Never Underestimate Who Our Audience Is: A Story about the Baby Steps of Change

This story reminds me that our social curriculum (which I define as our intentional relationship) is ongoing.  Even to our silent audience members.

Several years ago, I did a short two-hour re-train with a set parent group. Most had read Howard Glasser’s latest book at the time (Note: this was before the release of my parent book, Fearless Parenting: Stepping into Life’s Greatest Role Using the Nurtured Heart Approach c. 2013)  – most got the concepts and intention. The community was the school I work in – but it was an independent Mom-to-Mom group. This night, the organizer had encouraged dads, too – and kids could play nearby if childcare wasn’t happening. The organizer who had invited me had heard me speak before. She told me it would be a small group (I thought 6-8 really)  – but still 14 came – and three Dads! I was impressed, as the meetings were set for our very small faculty room.

I began all my great stories, all Howard Glasser’s great stories retold, all Tom Grove’s quotes, and the wisdom that all have shared. It was my usual gig of humor and interactive discussion, personal reflection, a call to share. One of the moms who had attended my intro to the NHA  the year before was there again. She was a mom of eight. Yes, 8. No typo there. She is a lovely nurturer who amazes all who know her.  Tonight, she had both her husband and her 4th grade daughter in tow. The latter I knew well; I will coin her Silent Sally. Silent Sally was historically and powerfully non-verbal in the classroom. And when she was coerced into sound, she would  more often whisper rather than speak. And because she so often chose to not talk in groups, she did not sit ‘behind the curtain” with the other three kids dragged to the parent event, but rather chose to join all the parents in the same room of learning and engaging. All 15 of us sat around or near a large round table. My PowerPoint at the far corner, and Silent Sally nearest to it. Diligently, she ignored the parent and counselor voices. Diligently, she worked through her math and writing.

We gabbed on. I begin, “Name your three greatest strengths as a parent.” The grumbles begin, the self-conscious tittering, the self-deprecation – all good fodder for the start of the power of naming one’s own greatness before you can begin to name another’s.  And so it goes.  For two hours. Great questions. Great parents. Great topic. The mom of eight, who I coin as Mom the Great, makes several amazingly timed and eloquent comments throughout: highlighting the challenges, the need to reset, the power of seeing what is right. I should split my fee – but tonight I am gifting my services anyway for the joy of sparking a greatness parenting revolution!

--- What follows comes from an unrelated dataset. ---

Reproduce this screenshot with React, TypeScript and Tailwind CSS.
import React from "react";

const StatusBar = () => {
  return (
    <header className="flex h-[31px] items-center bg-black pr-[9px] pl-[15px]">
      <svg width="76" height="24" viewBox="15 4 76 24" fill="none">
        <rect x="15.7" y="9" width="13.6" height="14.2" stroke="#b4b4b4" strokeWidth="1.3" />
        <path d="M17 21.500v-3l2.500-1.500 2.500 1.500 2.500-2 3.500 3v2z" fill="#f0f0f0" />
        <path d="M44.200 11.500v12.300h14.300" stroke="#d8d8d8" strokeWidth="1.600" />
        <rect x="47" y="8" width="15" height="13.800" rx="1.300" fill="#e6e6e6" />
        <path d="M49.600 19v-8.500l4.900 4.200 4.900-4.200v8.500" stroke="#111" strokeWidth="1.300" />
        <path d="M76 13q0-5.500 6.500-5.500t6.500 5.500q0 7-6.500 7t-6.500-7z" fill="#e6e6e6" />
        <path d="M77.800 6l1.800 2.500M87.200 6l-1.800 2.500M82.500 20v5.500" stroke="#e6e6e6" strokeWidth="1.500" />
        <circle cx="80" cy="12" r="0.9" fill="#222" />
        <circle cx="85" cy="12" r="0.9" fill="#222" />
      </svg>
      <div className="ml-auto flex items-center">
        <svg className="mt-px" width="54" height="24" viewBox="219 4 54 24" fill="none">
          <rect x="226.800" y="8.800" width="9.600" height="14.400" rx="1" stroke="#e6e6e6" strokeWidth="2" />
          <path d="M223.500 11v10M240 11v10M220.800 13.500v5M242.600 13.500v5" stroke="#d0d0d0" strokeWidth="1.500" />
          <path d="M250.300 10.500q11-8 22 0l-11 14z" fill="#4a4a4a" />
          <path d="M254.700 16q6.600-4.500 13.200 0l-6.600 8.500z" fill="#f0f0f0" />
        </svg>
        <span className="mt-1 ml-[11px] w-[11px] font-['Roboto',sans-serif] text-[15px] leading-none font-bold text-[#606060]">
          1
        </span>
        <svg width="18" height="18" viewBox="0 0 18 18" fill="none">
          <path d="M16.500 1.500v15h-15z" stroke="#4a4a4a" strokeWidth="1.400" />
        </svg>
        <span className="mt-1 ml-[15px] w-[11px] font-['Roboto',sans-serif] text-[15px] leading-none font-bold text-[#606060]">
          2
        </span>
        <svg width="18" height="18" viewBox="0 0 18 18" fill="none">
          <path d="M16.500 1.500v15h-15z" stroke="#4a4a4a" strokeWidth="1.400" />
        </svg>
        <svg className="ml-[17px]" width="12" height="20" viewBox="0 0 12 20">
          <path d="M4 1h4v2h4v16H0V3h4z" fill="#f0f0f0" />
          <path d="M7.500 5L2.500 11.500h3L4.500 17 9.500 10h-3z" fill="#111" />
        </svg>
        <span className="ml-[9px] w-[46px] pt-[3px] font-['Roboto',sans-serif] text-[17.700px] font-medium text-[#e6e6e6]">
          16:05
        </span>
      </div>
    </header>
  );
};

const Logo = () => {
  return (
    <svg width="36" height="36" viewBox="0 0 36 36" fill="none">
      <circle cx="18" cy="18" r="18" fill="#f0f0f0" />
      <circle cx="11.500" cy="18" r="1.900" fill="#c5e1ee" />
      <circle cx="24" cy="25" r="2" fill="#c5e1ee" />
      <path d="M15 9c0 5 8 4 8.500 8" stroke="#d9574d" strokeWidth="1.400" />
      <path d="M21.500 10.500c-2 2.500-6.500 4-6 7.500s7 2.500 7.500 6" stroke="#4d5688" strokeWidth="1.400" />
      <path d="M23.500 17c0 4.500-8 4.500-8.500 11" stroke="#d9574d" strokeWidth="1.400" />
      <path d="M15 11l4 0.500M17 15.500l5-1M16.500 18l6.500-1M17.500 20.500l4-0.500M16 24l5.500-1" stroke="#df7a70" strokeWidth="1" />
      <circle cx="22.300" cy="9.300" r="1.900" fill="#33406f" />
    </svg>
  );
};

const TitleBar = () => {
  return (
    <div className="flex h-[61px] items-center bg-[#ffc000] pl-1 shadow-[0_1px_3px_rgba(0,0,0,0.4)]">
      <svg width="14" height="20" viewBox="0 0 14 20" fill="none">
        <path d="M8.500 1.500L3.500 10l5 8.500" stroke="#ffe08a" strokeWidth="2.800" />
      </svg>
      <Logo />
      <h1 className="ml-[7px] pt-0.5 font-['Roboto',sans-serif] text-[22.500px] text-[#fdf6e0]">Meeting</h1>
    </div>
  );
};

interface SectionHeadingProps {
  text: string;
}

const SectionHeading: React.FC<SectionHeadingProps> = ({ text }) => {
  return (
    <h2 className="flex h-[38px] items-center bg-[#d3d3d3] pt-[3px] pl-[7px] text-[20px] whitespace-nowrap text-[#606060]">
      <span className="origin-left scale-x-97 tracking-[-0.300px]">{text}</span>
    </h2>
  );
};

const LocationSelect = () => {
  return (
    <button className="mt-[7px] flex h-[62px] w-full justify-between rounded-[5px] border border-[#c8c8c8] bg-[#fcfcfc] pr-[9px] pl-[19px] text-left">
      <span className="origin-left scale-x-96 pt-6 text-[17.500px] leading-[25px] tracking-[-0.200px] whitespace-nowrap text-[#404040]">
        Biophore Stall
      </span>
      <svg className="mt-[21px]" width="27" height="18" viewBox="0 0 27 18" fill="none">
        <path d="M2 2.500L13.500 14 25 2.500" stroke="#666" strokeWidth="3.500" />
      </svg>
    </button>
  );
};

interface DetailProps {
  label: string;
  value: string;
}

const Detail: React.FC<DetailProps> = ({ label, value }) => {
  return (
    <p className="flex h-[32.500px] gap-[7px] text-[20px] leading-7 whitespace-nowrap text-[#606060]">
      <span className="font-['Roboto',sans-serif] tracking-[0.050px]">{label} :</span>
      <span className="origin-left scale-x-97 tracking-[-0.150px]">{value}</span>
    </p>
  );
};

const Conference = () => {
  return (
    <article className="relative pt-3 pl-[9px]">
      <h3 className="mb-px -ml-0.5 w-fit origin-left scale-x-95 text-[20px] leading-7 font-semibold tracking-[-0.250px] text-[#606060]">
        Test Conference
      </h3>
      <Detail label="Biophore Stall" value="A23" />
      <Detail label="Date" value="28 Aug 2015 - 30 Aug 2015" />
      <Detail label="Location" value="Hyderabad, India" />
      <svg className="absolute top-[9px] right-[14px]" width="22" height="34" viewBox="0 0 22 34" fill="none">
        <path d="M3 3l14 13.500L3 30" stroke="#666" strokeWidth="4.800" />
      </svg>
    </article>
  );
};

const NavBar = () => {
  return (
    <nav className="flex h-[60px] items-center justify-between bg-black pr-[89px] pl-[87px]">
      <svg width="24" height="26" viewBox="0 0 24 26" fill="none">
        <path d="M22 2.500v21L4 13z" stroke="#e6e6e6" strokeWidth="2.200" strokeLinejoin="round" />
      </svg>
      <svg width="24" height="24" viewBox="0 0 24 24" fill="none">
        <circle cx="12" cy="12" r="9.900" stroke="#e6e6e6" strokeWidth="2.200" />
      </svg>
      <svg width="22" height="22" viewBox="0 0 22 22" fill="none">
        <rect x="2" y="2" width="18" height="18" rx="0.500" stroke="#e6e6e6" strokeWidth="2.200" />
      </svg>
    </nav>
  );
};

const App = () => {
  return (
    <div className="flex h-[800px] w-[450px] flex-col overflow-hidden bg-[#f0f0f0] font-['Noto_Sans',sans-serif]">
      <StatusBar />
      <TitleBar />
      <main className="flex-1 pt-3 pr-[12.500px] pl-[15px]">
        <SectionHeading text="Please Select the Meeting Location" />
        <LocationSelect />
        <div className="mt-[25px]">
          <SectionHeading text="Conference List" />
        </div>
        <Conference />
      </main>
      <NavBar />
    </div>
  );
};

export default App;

As I drive home, I think about Mom the Great. I think about that kind of persistence, patience, energy, motivation, and clear wisdom. I am honored that she supports me – that she gets Howie’s vision – and owns it as her own. I plan to call her the next day.

She beats me to it.  The phone rings in my office around 9:00 am, just before I am to read 4th graders a fabulous book called Trouble Talk. We both “greatify” (just trying this iteration out here) each other’s amazing qualities. Then she shares the story, the reason she called, the one which makes this work so real – so transforming…

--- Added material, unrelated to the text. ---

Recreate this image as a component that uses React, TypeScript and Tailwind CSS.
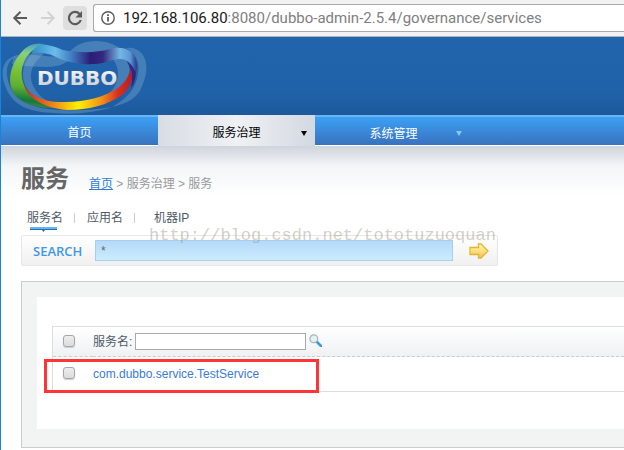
import { useState } from 'react';

const tabs = [
  { id: 'name', label: '服务名', className: 'w-[60px]' },
  { id: 'app', label: '应用名', className: 'w-[60px]' },
  { id: 'ip', label: '机器IP', className: 'pl-[7px]' },
];

const services = ['com.dubbo.service.TestService'];

function BrowserBar() {
  return (
    <div className="flex h-[37px] items-center border-b border-[#b4b4b4] bg-[#f2f2f2] pl-[8px]">
      <button type="button" aria-label="Back" className="flex h-6 w-[22px] items-center justify-center">
        <svg width="16" height="16" viewBox="0 0 16 16" fill="none" stroke="#5a5a5a" strokeWidth="2">
          <path d="M15 8H3M8.5 1.8L2.3 8l6.2 6.2" />
        </svg>
      </button>
      <button type="button" aria-label="Forward" className="ml-[6px] flex h-6 w-[22px] items-center justify-center">
        <svg width="16" height="16" viewBox="0 0 16 16" fill="none" stroke="#d2d2d2" strokeWidth="2">
          <path d="M1 8h12M7.5 1.8L13.7 8l-6.2 6.2" />
        </svg>
      </button>
      <button type="button" aria-label="Reload" className="ml-[4px] flex h-6 w-6 items-center justify-center rounded-sm bg-[#dedede]">
        <svg width="16" height="16" viewBox="0 0 16 16" fill="none">
          <path d="M13.8 10A6.1 6.1 0 1 1 12.6 4" stroke="#5a5a5a" strokeWidth="2.2" />
          <path d="M15 1v6.6H8.4z" fill="#5a5a5a" />
        </svg>
      </button>
      <div className="ml-[6px] flex h-7 min-w-0 flex-1 items-center rounded-l-[3px] border border-r-0 border-[#a9a9a9] bg-white pl-[7px]">
        <svg width="14" height="14" viewBox="0 0 14 14" fill="none" className="shrink-0">
          <circle cx="7" cy="7" r="6.2" stroke="#5a5a5a" strokeWidth="1.4" />
          <path d="M7 6v4.6M7 3.2v1.7" stroke="#5a5a5a" strokeWidth="1.8" />
        </svg>
        <span className="ml-[8px] whitespace-nowrap font-['Roboto',sans-serif] text-[15px] leading-5 text-[#808080]">
          <span className="text-[#1a1a1a]">192.168.106.80</span>:8080/dubbo-admin-2.5.4/governance/services
        </span>
      </div>
    </div>
  );
}

function Logo() {
  return (
    <svg width="150" height="78" viewBox="1 37 150 78" role="img" aria-label="DUBBO">
      <defs>
        <linearGradient id="green" x1="0.6" y1="0" x2="0.5" y2="1">
          <stop offset="0" stopColor="#3f9ccc" />
          <stop offset="0.18" stopColor="#8ccf7a" />
          <stop offset="0.5" stopColor="#76c02f" />
          <stop offset="0.7" stopColor="#5fae33" />
          <stop offset="0.9" stopColor="#127a3c" />
          <stop offset="1" stopColor="#4f8a3c" />
        </linearGradient>
        <linearGradient id="top" x1="0" y1="0" x2="1" y2="0">
          <stop offset="0" stopColor="#2c8fc8" />
          <stop offset="0.22" stopColor="#6cbcea" />
          <stop offset="0.38" stopColor="#3f7cc0" />
          <stop offset="0.56" stopColor="#2b1c78" />
          <stop offset="0.68" stopColor="#33297f" />
          <stop offset="0.84" stopColor="#74b7e6" />
          <stop offset="0.94" stopColor="#5a97d4" />
          <stop offset="1" stopColor="#31368a" />
        </linearGradient>
        <linearGradient id="side" x1="0" y1="0" x2="0" y2="1">
          <stop offset="0" stopColor="#5a97d4" />
          <stop offset="0.4" stopColor="#312a80" />
          <stop offset="1" stopColor="#27247c" />
        </linearGradient>
        <linearGradient id="fire" x1="0" y1="0" x2="1" y2="0">
          <stop offset="0" stopColor="#c8232a" />
          <stop offset="0.25" stopColor="#ef7d1a" />
          <stop offset="0.5" stopColor="#fff000" />
          <stop offset="0.72" stopColor="#f0901c" />
          <stop offset="0.87" stopColor="#d8301e" />
          <stop offset="1" stopColor="#b81c24" />
        </linearGradient>
        <linearGradient id="silver" x1="0" y1="0" x2="0" y2="1">
          <stop offset="0" stopColor="#ffffff" />
          <stop offset="1" stopColor="#c3c7cc" />
        </linearGradient>
      </defs>
      <g fill="#a5c8dc" fillOpacity="0.28">
        <path d="M36 50C16 66 20 90 42 104L56 106C26 92 24 68 44 54Z" />
        <path d="M112 58C122 70 120 86 104 98L112 96C132 82 132 66 126 54Z" />
        <path d="M70 52C80 38 110 37 124 52L116 50C106 54 88 56 70 52Z" />
        <path d="M126 48C144 46 152 64 142 86C138 98 128 103 112 107C128 98 136 88 138 74C140 62 136 54 126 48Z" />
        <path d="M14 56C28 52 44 58 58 56L68 61C56 70 38 66 24 66L12 64Z" />
        <path d="M16 56C2 58 -1 74 7 90C14 106 30 112 54 113C76 115 98 112 112 107C90 111 66 111 48 109C26 106 14 98 9 84C5 72 6 62 16 56Z" />
      </g>
      <path d="M126 50C134 53 138 62 136 72C136 78 134 84 131 88C133 80 132 70 127 62Z" fill="url(#side)" />
      <path d="M34 45C43 43 54 46 63 50C80 53 96 53 110 49C120 46 130 49 134 55C137 60 137 66 136 72C132 66 130 60 121 59C114 58 106 64 92 64C80 65 68 62 60 59C51 54 44 52 32 53Z" fill="url(#top)" />
      <path d="M44 44C34 42 26 46 20 54C10 66 8 80 12 90C18 103 36 109 60 108C44 104 30 96 25 87C19 75 21 60 33 50C36 47 40 45 44 44Z" fill="url(#green)" />
      <path d="M24 85C30 95 42 102 60 102C84 103 104 97 118 88C126 82 129 75 131 69C134 80 130 88 122 95C108 105 88 110 68 110C48 109 28 100 24 85Z" fill="url(#fire)" />
      <text x="37" y="85" fill="url(#silver)" className="font-['DejaVu_Sans',sans-serif] text-[20px] font-bold">DUBBO</text>
    </svg>
  );
}

function NavBar() {
  return (
    <nav className="flex h-[31px] border-b border-white bg-[#3875c0] text-white">
      <a href="#home" className="flex h-[30px] w-[157px] items-center justify-center border-t-2 border-[#68b4f4] bg-linear-to-b from-[#3ba0f5] to-[#3872be] pt-[3px]">首页</a>
      <a href="#governance" className="grid h-[31px] w-[157px] grid-cols-[1fr_auto_1fr] items-center bg-linear-to-r from-[#d8dde4] via-[#eff1f4] to-[#d3d9e1] pt-[5px] text-black">
        <span className="col-start-2">服务治理</span>
        <svg width="6" height="5" viewBox="0 0 6 5" className="mr-[8px] justify-self-end">
          <path d="M0 0h6L3 5z" fill="#000" />
        </svg>
      </a>
      <div className="h-[30px] flex-1 border-t-2 border-[#68b4f4] bg-linear-to-b from-[#3ba0f5] to-[#3872be]">
        <a href="#system" className="grid h-7 w-[157px] grid-cols-[1fr_auto_1fr] items-center pt-[5px]">
          <span className="col-start-2">系统管理</span>
          <svg width="6" height="5" viewBox="0 0 6 5" className="mr-[10px] justify-self-end">
            <path d="M0 0h6L3 5z" fill="#86c8fb" />
          </svg>
        </a>
      </div>
    </nav>
  );
}

function SearchBox() {
  const [keyword, setKeyword] = useState('*');

  return (
    <form className="relative flex h-[31px] max-w-[477px] items-center rounded-xs border border-[#e6e7e9] bg-linear-to-b from-white to-[#f0f0f0] pl-[11px]">
      <label htmlFor="keyword" className="w-[62px] font-['Open_Sans',sans-serif] text-[13px] font-semibold text-[#3f97e6]">SEARCH</label>
      <input
        id="keyword"
        value={keyword}
        onChange={e => setKeyword(e.target.value)}
        className="h-[21px] min-w-0 flex-1 border border-[#a9cdea] bg-linear-to-b from-[#b4dafa] to-[#cbecfd] px-[5px] text-[12px] text-[#666] outline-none"
      />
      <button type="button" aria-label="Search" className="flex w-[44px] items-center justify-center pl-[7px]">
        <svg width="20" height="16" viewBox="0 0 20 16">
          <defs>
            <linearGradient id="arrow" x1="0" y1="0" x2="0" y2="1">
              <stop offset="0" stopColor="#fff9b8" />
              <stop offset="0.5" stopColor="#ffe07c" />
              <stop offset="1" stopColor="#ffb66a" />
            </linearGradient>
          </defs>
          <path d="M1 4.5h8.5V1H12l7 7-7 7H9.5v-3.5H1z" fill="url(#arrow)" stroke="#e3b62f" strokeWidth="1.3" />
        </svg>
      </button>
      <span className="pointer-events-none absolute -top-3 left-[127px] whitespace-nowrap font-['Liberation_Mono',monospace] text-[17px] leading-6 text-[#8c8670]/40">
        http://blog.csdn.net/tototuzuoquan
      </span>
    </form>
  );
}

function CheckBox({ label }: { label: string }) {
  return (
    <input
      type="checkbox"
      aria-label={label}
      className="block size-3 appearance-none rounded-[3px] border border-[#a6a6a6] bg-linear-to-b from-[#ededed] to-[#dcdcdc] shadow-[0_1px_1px_#ccc] checked:bg-[#4a90d9]"
    />
  );
}

function ServiceTable() {
  return (
    <div className="relative">
      <table className="w-full border-separate border-spacing-0 border border-r-0 border-[#dddddd] text-left">
        <thead>
          <tr className="h-[30px] bg-linear-to-b from-white to-[#eff0f3]">
            <th className="w-[40px] border-b border-dashed border-[#cccccc] pb-[2px] pl-[10px]">
              <CheckBox label="全选" />
            </th>
            <th className="border-b border-dashed border-[#cccccc] font-normal">
              <div className="flex items-center">
                <label htmlFor="filter" className="w-[42px] whitespace-nowrap">服务名:</label>
                <input id="filter" className="h-[17px] w-[171px] border border-[#a9a9a9] bg-white px-1 outline-none" />
                <button type="button" aria-label="筛选" className="ml-[3px] pb-[3px]">
                  <svg width="13" height="13" viewBox="0 0 13 13" fill="none">
                    <path d="M8 8l4 4" stroke="#3d9be0" strokeWidth="2.6" strokeLinecap="round" />
                    <circle cx="4.8" cy="4.8" r="3.9" fill="#e4f1f3" stroke="#a7b5b6" strokeWidth="1.2" />
                  </svg>
                </button>
              </div>
            </th>
          </tr>
        </thead>
        <tbody>
          {services.map(s => (
            <tr key={s} className="h-[34px]">
              <td className="pb-[2px] pl-[10px]"><CheckBox label={s} /></td>
              <td><a href="#service" className="text-[#3a7bd5]">{s}</a></td>
            </tr>
          ))}
        </tbody>
      </table>
      <div className="pointer-events-none absolute -left-2 top-[33px] h-[34px] w-[275px] border-3 border-[#fd3537]" />
    </div>
  );
}

export default function App() {
  const [active, setActive] = useState('name');

  return (
    <div className="min-h-screen overflow-hidden border-l border-[#1b82d9] bg-white font-['Liberation_Sans','Noto_Sans_CJK_SC',sans-serif] text-[12px] leading-4 text-[#4e5a69]">
      <BrowserBar />
      <header className="h-[78px] bg-linear-to-b from-[#2164ac] via-[#2062a9] via-70% to-[#1c599c]">
        <Logo />
      </header>
      <NavBar />
      <main className="bg-linear-to-b from-[#cfd4dc] via-[#f3f5f7] via-[20px] to-white to-[50px] pl-5 pt-[17px]">
        <div className="flex h-8 items-center">
          <h1 className="w-[68px] text-[24px] font-bold leading-8 text-[#666]">服务</h1>
          <div className="pt-[10px] text-[#999]">
            <a href="#home" className="text-[#2f7bd8] underline">首页</a> &gt; 服务治理 &gt; 服务
          </div>
        </div>
        <div className="mt-[15px] flex h-[25px] items-start pl-[6px]">
          {tabs.map((t, i) => (
            <div key={t.id} className={t.className}>
              <div className="flex items-center">
                <button type="button" onClick={() => setActive(t.id)} className="whitespace-nowrap">{t.label}</button>
                {i < tabs.length - 1 && <span className="ml-[11px] h-[10px] w-px bg-[#ccc]" />}
              </div>
              {active === t.id && (
                <svg width="27" height="5" viewBox="0 0 27 5" className="ml-[3px] mt-px block">
                  <path d="M0 0h27v2H0z" fill="#65b5f6" />
                  <path d="M0 2h27v1H15l-1.500 2L12 3H0z" fill="#2b6fae" />
                </svg>
              )}
            </div>
          ))}
        </div>
        <SearchBox />
        <section className="mt-[15px] border border-r-0 border-[#cacccb] bg-[#f2f4f4] pb-[18px] pl-[15px] pt-[15px]">
          <div className="bg-white pb-[37px] pl-[15px] pt-[29px]">
            <ServiceTable />
          </div>
        </section>
      </main>
    </div>
  );
}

Mom the Great drops off her eldest daughter for Patrol early the morning after our group parenting retraining. I actually see her in the carpool lane (I am covering traffic that morning for my principal). But she drives away still with her van full; it is too early to release the rest of the brood. She tells me that they often just pull around the corner and visit and share. Their van is in front of a local preschool and all of the kids watch silently this morning as a father gets his small toddler daughter out of the car and readies her for the daycare. He leads the way without look back. And as the children watch the scene, Silent Sally (S.S.) speaks. “Look at the girl, mom. She is following her Dad. She doesn’t get out of the line or fall behind. She isn’t goofing around or anything. She knows where she is going. And she is doing it so well.” There is nothing but silent agreement from the siblings and Mom at first. In fact, there is only amazement from everyone.

Mom the Great (M.T.G.) shares with me how the air in the van literally changed – her gasp? Sally’s observations of what was going right in that moment could have been an exact mirror of the examples she had heard last night in her silent reverie: Examples of naming what is going right, identifying good choices, seeing the truth of the  moment, and holding up a mirror to illustrate it. M.T.G. is blown away. Last year, S.S. spent six  months working to give her Show and Tell in front of the class. Her gifted teacher’s tale of that success is a story in itself. S.S. spoke so little that they sought help with their pediatrician. S.S.’s favorite was of communication was nodding or shaking, looking away or mumbling. M.T.G. and myself have worked in the last year to give her less energetic relationship for this (after all, she was the second girl of six previous kids… How do you stand out?).   So on this morning, Mom the Great shifted: her lens, her vision, her belief, her hope. And for me… well, for me, she just made my morning.  I know kids get this before adults all the time. Confirmation is just lovely.  And Mom the Great?.. Even Greater for the sharing.